ABD’nin zayıf kaldığı alan Çin’le ticaretinde verdiği açık
Yaklaşık 15 yıl içinde yaşanan bu güç gösterilerinden ABD büyük ölçüde güçlenerek çıktı. Zayıf kaldığı alan Çin ile olan dış ticaret açığının halen devam etmesi. Dış ticaret açığı 2021 yılında 355 milyar dolar, 2022 yılının ilk üç ayı sonunda 67 milyar düzeyinde gerçekleşti. Bu büyük açığa rağmen Çin uluslararası para piyasasında ABD’yi sarsamadı. ABD bu açığı bile tehdit olarak kullandı, çünkü Çin’in ülkeye ihracatı 2021‘de 506 milyar dolara ulaştı, bu rakam Çin’in toplam ihracatının %20’sine karşılık gelmekte. Çin’in ABD’ye olan bu bağımlılığı Rusya-Ukrayna savaşında da görüldü. Çin’in başlangıçta izlediği Rusya yanlısı tavrı yumuşadı, adeta Çin geri çekildi.
Yaşananlar sadece iktisadi değil, politik olarak da ülkelerin gücünü gösterdi. Otoriter rejimlerle idare edilen ülkeler kaybettiler. Putin ve Xi Jinping ülke yönetimlerinde yerlerini korusalar da uluslararası arenada yenik gladyatör pozisyonuna düştüler. Üstelik Putin, Ukrayna’ya saldırarak ülkesindeki ekonomik krizin derinleşmesine neden oldu. Dünya Bankasının açıkladığı son raporda Rusya ekonomisinin 2022 yılında %11,2, küçüleceğini, ihracatının %30,9 azalacağı, enflasyonun da %6,7’den, %22’ye çıkacağını öngörülmekte. Ekonomisi petrol, doğalgaz, altın ve silah ihracatına bağlı olan Rusya’nın bütçesinin yarısı da petrol ve doğalgaz gelirlerine dayandığı için önümüzdeki günlerin Rus halkı için kolay geçmeyeceğini söyleyebiliriz.
Türkiye sermaye sınıfı yaşananlardan ders çıkarmalı
Bu tablo siyasal istikrar sağlanmadan ekonomide istikrarın uzun dönemde sağlanmasının zor olacağını bir kere daha göstermekte. Siyasal istikrarı tek parti iktidarı ile eş tutan Türkiye’nin sermaye sınıfının da yaşananlardan ders çıkaracağını umarım. Çünkü uzun yıllardır tek parti tarafından idare edilen ülkemiz ekonomisi için Dünya Bankasının öngörüleri hiç parlak değil. Banka, Türkiye’nin 2022’de %1,4, 2023’de %3,2 ve 2024’de %4 büyüyeceğini, enflasyon oranının ise 2022’de %61, 2023’de %27 ve 2024’de %20 olacağını öngörmekte.
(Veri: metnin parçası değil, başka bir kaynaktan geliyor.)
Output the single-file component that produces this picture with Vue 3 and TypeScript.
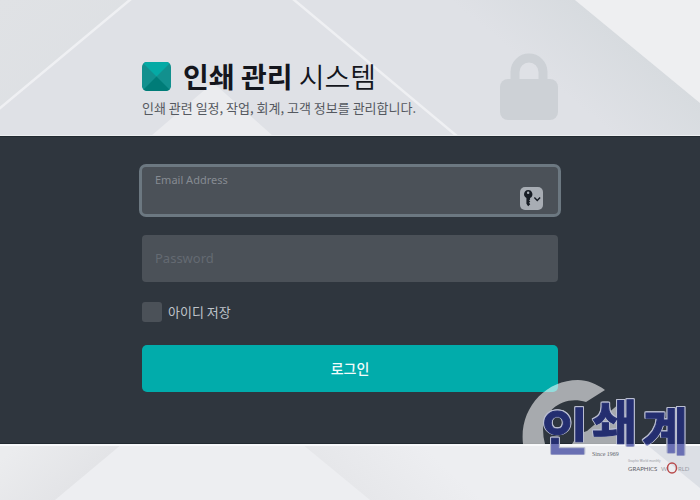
<script setup lang="ts">
import { ref } from 'vue'

const email = ref('')
const password = ref('')
const remember = ref(false)
</script>

<template>
  <div class="page">
    <header class="masthead">
      <svg class="backdrop" viewBox="0 0 700 136" preserveAspectRatio="none" aria-hidden="true">
        <defs>
          <linearGradient id="fold" gradientUnits="userSpaceOnUse" x1="638" y1="52" x2="588" y2="113">
            <stop offset="0" stop-color="#d7dbdf" />
            <stop offset="1" stop-color="#dfe1e6" />
          </linearGradient>
          <linearGradient id="shade" x1="0" y1="0" x2="1" y2="1">
            <stop offset="0" stop-color="#e0e2e5" />
            <stop offset="1" stop-color="#dcdfe3" />
          </linearGradient>
        </defs>
        <rect width="700" height="136" fill="#dfe1e6" />
        <path d="M0 0H131L0 108Z" fill="url(#shade)" />
        <path d="M380 0H575L700 103V136H380Z" fill="url(#fold)" />
        <path d="M575 0H700V103Z" fill="#eeeff1" />
        <path d="M151 136L208 87Q213 83 218 87L273 136Z" fill="#ebecef" />
        <path d="M131 -1L-1 109M293 -1L458 137" fill="none" stroke="#eff0f3" stroke-width="2.5" />
        <rect y="135" width="700" height="1" fill="#eceef0" />
      </svg>
      <div class="column heading">
        <div>
          <h1 class="brand">
            <svg class="gem" viewBox="0 0 30 30" aria-hidden="true">
              <defs>
                <clipPath id="gemClip"><rect width="30" height="30" rx="5" /></clipPath>
              </defs>
              <g clip-path="url(#gemClip)">
                <rect width="30" height="30" fill="#12908e" />
                <path d="M0 0H30L15 15Z" fill="#05aaa5" />
                <path d="M0 30H30L15 15Z" fill="#007c78" />
              </g>
            </svg>
            <span class="title"><strong>인쇄 관리</strong> 시스템</span>
          </h1>
          <p class="tagline">인쇄 관련 일정, 작업, 회계, 고객 정보를 관리합니다.</p>
        </div>
        <svg class="lock" viewBox="0 0 58 68" aria-hidden="true">
          <path d="M15 30V19a14 14 0 0 1 28 0V30" fill="none" stroke="#cdd1d6" stroke-width="9" />
          <rect y="26" width="58" height="41" rx="8" fill="#cdd1d6" />
        </svg>
      </div>
    </header>

    <main class="panel">
      <form class="column form" @submit.prevent>
        <div class="field email">
          <label for="email">Email Address</label>
          <input id="email" v-model="email" type="email" />
          <button class="keys" type="button" aria-label="Passwords">
            <svg viewBox="0 0 24 24" aria-hidden="true">
              <path
                d="M8.500 3a4.500 4.500 0 0 0-1.800 8.500v6L8.500 20l2.200-2-1.200-1.500 1.200-1.300-1.200-1.200 1-1v-1.500A4.500 4.500 0 0 0 8.500 3Zm0 1.600a1.300 1.300 0 1 1 0 2.600 1.300 1.300 0 0 1 0-2.600Z"
                fill="#171c24"
                fill-rule="evenodd"
              />
              <path d="M15 11l3 3 3-3" fill="none" stroke="#171c24" stroke-width="1.500" />
            </svg>
          </button>
        </div>
        <input
          v-model="password"
          class="field password"
          type="password"
          placeholder="Password"
          aria-label="Password"
        />
        <label class="remember">
          <input v-model="remember" type="checkbox" />
          <span>아이디 저장</span>
        </label>
        <button class="login" type="submit">로그인</button>
      </form>
    </main>

    <footer class="foot">
      <svg class="backdrop" viewBox="0 0 700 56" preserveAspectRatio="none" aria-hidden="true">
        <defs>
          <linearGradient id="footLeft" gradientUnits="userSpaceOnUse" x1="88" y1="28" x2="45" y2="-22">
            <stop offset="0" stop-color="#e3e4e7" />
            <stop offset="1" stop-color="#ebecee" />
          </linearGradient>
          <linearGradient id="footMid" gradientUnits="userSpaceOnUse" x1="336" y1="28" x2="390" y2="-30">
            <stop offset="0" stop-color="#e6e7ea" />
            <stop offset="1" stop-color="#edeef1" />
          </linearGradient>
        </defs>
        <rect width="700" height="56" fill="#edeef1" />
        <path d="M0 0H122L55 56H0Z" fill="url(#footLeft)" />
        <path d="M302 0H646L700 44V56H370Z" fill="url(#footMid)" />
        <path d="M646 0H700V44Z" fill="#dcdfe5" />
        <rect width="700" height="2" fill="#f8f9fb" />
      </svg>
    </footer>

    <svg class="watermark" viewBox="0 0 180 124" role="img" aria-label="인쇄계 Graphics World">
      <defs>
        <linearGradient id="ink" gradientUnits="userSpaceOnUse" x1="0" y1="0" x2="0" y2="124">
          <stop offset="0.55" stop-color="#242e70" />
          <stop offset="0.55" stop-color="#696fb3" />
        </linearGradient>
      </defs>
      <path
        d="M3 68C-1 33 25 4 58 4C67 4 77 8 85 14L66 26C44 19 24 34 23 53Q23 61 25 68ZM52 68Q58 57 67 55L100 27L107 41V68Z"
        fill="#ffffff"
        fill-opacity="0.58"
      />
      <g class="mark" fill="url(#ink)" stroke="url(#ink)">
        <text class="tall" x="22" y="74">인</text>
        <text class="mid" x="72" y="65">쇄</text>
        <text class="tall" x="122" y="74">계</text>
      </g>
      <text class="since" x="72" y="80">Since 1969</text>
      <text class="tiny" x="108" y="86">Graphic World monthly</text>
      <text class="world" x="108" y="95">GRAPHICS</text>
      <text class="world pale" x="141" y="95">W</text>
      <text class="world pale" x="158" y="95">RLD</text>
      <ellipse cx="152" cy="92" rx="4.500" ry="5" fill="none" stroke="#b84a4b" stroke-width="1.500" />
    </svg>
  </div>
</template>

<style>
body {
  margin: 0;
  background: #edeef1;
}
</style>

<style scoped>
.page {
  position: relative;
  display: flex;
  flex-direction: column;
  min-height: 100vh;
  font-family: "Noto Sans", "Noto Sans CJK KR", sans-serif;
}
.page * {
  box-sizing: border-box;
}
.masthead,
.foot {
  position: relative;
}
.backdrop {
  position: absolute;
  inset: 0;
  width: 100%;
  height: 100%;
}
.column {
  position: relative;
  width: 100%;
  max-width: 416px;
  margin: 0 auto;
}
.heading {
  display: flex;
  justify-content: space-between;
  align-items: flex-start;
  padding: 53px 0 15px;
}
.brand {
  display: flex;
  align-items: center;
  gap: 12px;
  margin: 0;
  height: 46px;
  color: #14161d;
  font-family: "Noto Sans CJK KR", sans-serif;
  font-size: 28px;
  line-height: 44px;
  font-weight: 350;
  white-space: nowrap;
}
.brand strong {
  font-weight: 700;
}
.gem {
  width: 29px;
  height: 29px;
}
.tagline {
  margin: 0;
  color: #555960;
  font-family: "Noto Sans CJK KR", sans-serif;
  font-size: 13px;
  line-height: 18px;
  height: 22px;
  white-space: nowrap;
}
.lock {
  width: 58px;
  height: 68px;
}
.panel {
  background: #2f363e;
  border-top: 1px solid #222a31;
  border-bottom: 1px solid #222a31;
  padding: 30px 0 51px;
}
.form {
  display: flex;
  flex-direction: column;
}
.field {
  width: 100%;
  border: 0;
  border-radius: 4px;
  background: #4b5158;
}
.email {
  position: relative;
  height: 47px;
  box-shadow: 0 0 0 3px #6c7881;
}
.email label {
  position: absolute;
  top: 4px;
  left: 13px;
  color: #868b92;
  font-size: 11px;
  line-height: 18px;
}
.email input {
  width: 100%;
  height: 100%;
  padding: 20px 48px 4px 13px;
  border: 0;
  outline: 0;
  background: transparent;
  color: #e3e5e8;
  font: inherit;
  font-size: 13px;
}
.keys {
  position: absolute;
  right: 15px;
  bottom: 4px;
  width: 23px;
  height: 23px;
  padding: 0;
  border: 0;
  border-radius: 5px;
  background: #a8adb4;
}
.keys svg {
  display: block;
  width: 23px;
  height: 23px;
}
.password {
  height: 47px;
  margin-top: 21px;
  padding: 0 13px 2px;
  outline: 0;
  color: #e3e5e8;
  font-family: inherit;
  font-size: 13px;
}
.password::placeholder {
  color: #646a72;
  opacity: 1;
}
.remember {
  display: flex;
  align-items: center;
  align-self: flex-start;
  gap: 6px;
  margin-top: 20px;
  color: #bfc3ca;
  font-family: "Noto Sans CJK KR", sans-serif;
  font-size: 13px;
  line-height: 20px;
}
.remember input {
  appearance: none;
  width: 20px;
  height: 20px;
  margin: 0;
  border-radius: 3px;
  background: #4b5158;
}
.remember input:checked {
  background: #01acab;
}
.login {
  height: 47px;
  margin-top: 23px;
  padding: 0 0 2px;
  border: 0;
  border-radius: 5px;
  background: #01acab;
  color: #f2fbfb;
  font-family: "Noto Sans CJK KR", sans-serif;
  font-size: 14px;
  font-weight: 500;
}
.foot {
  flex: 1;
  min-height: 56px;
}
.watermark {
  position: absolute;
  right: 0;
  bottom: 0;
  width: 180px;
  height: 124px;
}
.mark {
  font-family: "Noto Sans CJK KR", sans-serif;
  font-weight: 700;
  stroke-width: 1px;
  filter: drop-shadow(1px 0 0 #b9bdd0) drop-shadow(-1px 0 0 #b9bdd0) drop-shadow(0 -1px 0 #b9bdd0);
}
.tall {
  font-size: 50px;
}
.mid {
  font-size: 49px;
}
.since {
  font-family: "Liberation Serif", serif;
  font-size: 6px;
  fill: #62656b;
}
.tiny {
  font-size: 3px;
  fill: #95989f;
}
.world {
  font-family: Lato, sans-serif;
  font-size: 6px;
  fill: #5d6066;
}
.pale {
  fill: #9b9ea6;
}
</style>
Bu veriler istikrarlı bir ekonominin göstergeleri değil. Tam aksine stagflasyonist krize girmiş bir ekonomiyi işaret etmekte. İlginç olan ise iktidar partisinin karşısındaki 6 partili sağ blokun ekonomi programı da mevcut uygulamamadan farklı değil. Yani Rus halkı gibi Türk halkı da daha uzun süre “ya sabır” diyecek.